(Recorded data)

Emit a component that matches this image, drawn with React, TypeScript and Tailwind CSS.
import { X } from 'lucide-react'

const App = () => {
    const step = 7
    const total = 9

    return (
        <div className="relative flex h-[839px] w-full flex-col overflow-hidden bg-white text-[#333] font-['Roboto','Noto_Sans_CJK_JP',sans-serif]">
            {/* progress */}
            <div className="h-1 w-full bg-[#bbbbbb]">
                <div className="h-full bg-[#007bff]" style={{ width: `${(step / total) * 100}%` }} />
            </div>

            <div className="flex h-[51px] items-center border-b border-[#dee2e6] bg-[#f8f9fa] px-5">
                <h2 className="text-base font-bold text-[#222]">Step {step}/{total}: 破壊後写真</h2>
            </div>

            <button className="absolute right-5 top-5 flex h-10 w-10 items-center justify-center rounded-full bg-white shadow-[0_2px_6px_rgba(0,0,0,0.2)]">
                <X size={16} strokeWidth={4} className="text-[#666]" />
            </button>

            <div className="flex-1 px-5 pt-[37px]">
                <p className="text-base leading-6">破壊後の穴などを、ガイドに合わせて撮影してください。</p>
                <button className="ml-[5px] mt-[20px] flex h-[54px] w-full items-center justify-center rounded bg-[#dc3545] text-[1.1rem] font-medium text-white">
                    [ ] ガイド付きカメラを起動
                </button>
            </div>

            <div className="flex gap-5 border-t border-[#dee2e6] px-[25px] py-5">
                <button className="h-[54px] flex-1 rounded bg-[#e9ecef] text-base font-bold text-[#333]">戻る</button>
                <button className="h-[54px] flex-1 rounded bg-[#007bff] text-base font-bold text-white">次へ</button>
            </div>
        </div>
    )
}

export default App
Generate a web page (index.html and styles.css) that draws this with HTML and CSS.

What needs to be done - Please print exactly what appears from the first line of the data through the line with "const total = 9", including both of those lines and nothing past them.

Response to the task -
Emit a component that matches this image, drawn with React, TypeScript and Tailwind CSS.
import { X } from 'lucide-react'

const App = () => {
    const step = 7
    const total = 9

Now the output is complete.